Theorem 17.14: If $I \subset [0,\infty)$ is countable and closed under addition, then every Markov process $(X_n)_{n\in I}$ with distributions $(\mathbf{P}_x)_{x\in E}$ has the strong Markov property.
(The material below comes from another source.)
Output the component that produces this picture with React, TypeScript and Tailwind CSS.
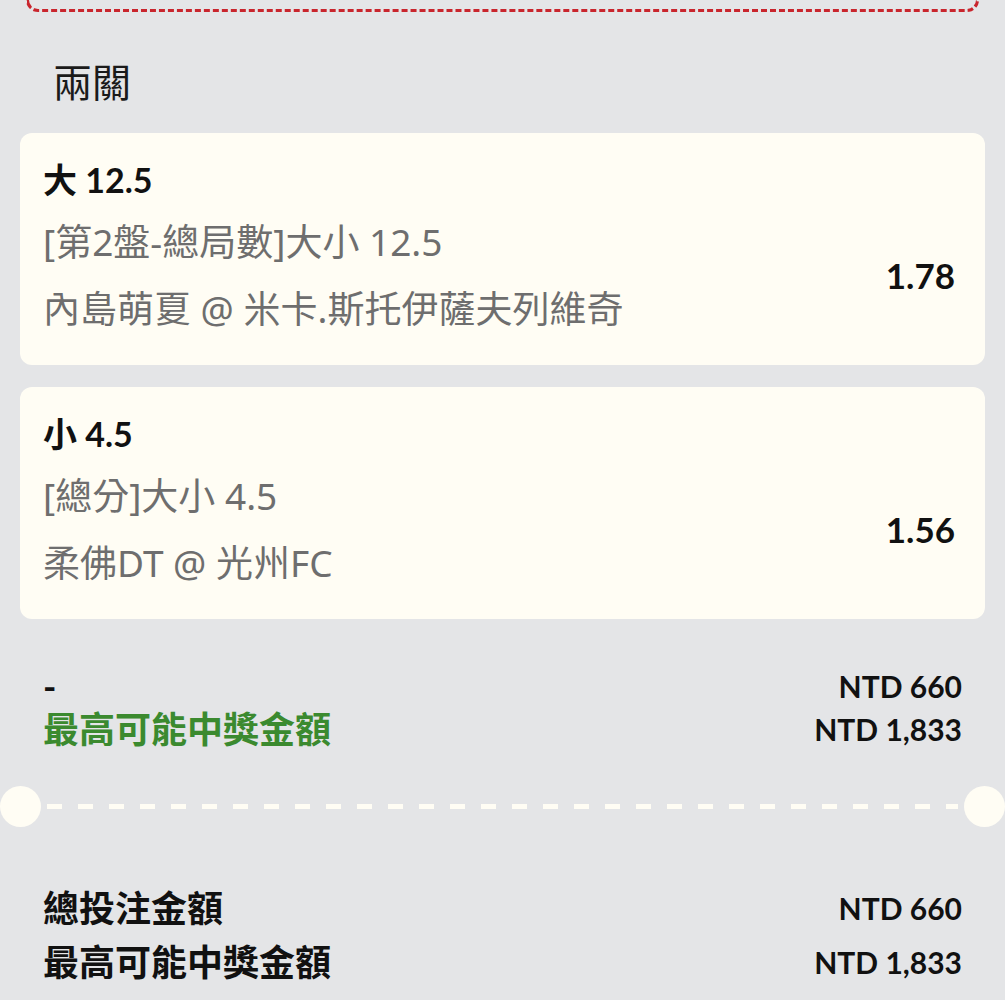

Proof: Let $f\colon E^I \rightarrow \mathbb{R}$ be measurable and bounded. Then, for every $s \in I$, the random variable $1_{\{\tau=s\}} \mathbf{E}_x[f((X_{s+t})_{t\in I}) | \mathcal{F}_\tau ]$ is measurable with respect to $\mathcal{F}_s$. Using the tower property of the conditional expectation and Theorem 17.9 in the third equality, we thus get

\begin{align*} \mathbf{E}_x\bigl[f\bigl((X_{\tau+t})_{t\in I} \bigr) \big| \mathcal{F}_\tau \bigr] &= \sum_{s\in I} \mathbf{1}_{\{\tau=s\}} \mathbf{E}_x \bigl[ f \bigl( (X_{s+t})_{t\in I} \bigr) \big| \mathcal{F}_\tau \bigr] \\ & = \sum_{s\in I} \mathbf{E}_x\bigl[\mathbf{1}_{\{\tau=s\}} \mathbf{E}_x \bigl[ f \bigl((X_{s+t})_{t\in I} \bigr) \big| \mathcal{F}_s\bigr] \big| \mathcal{F}_\tau \bigr]\\ & = \sum_{s\in I} \mathbf{E}_x \bigl[ \mathbf{1}_{\{\tau=s\}} \mathbf{E}_{X_s} \bigl[ f \bigl( (X_t)_{t\in I} \bigr) \big| \mathcal{F}_\tau \bigr] \\ & = \mathbf{E}_{X_\tau}\bigl[f \bigl( (X_t)_{t\in I}\bigl)\bigr]\, . \end{align*}

In the last step, why can the conditional probability be eliminated?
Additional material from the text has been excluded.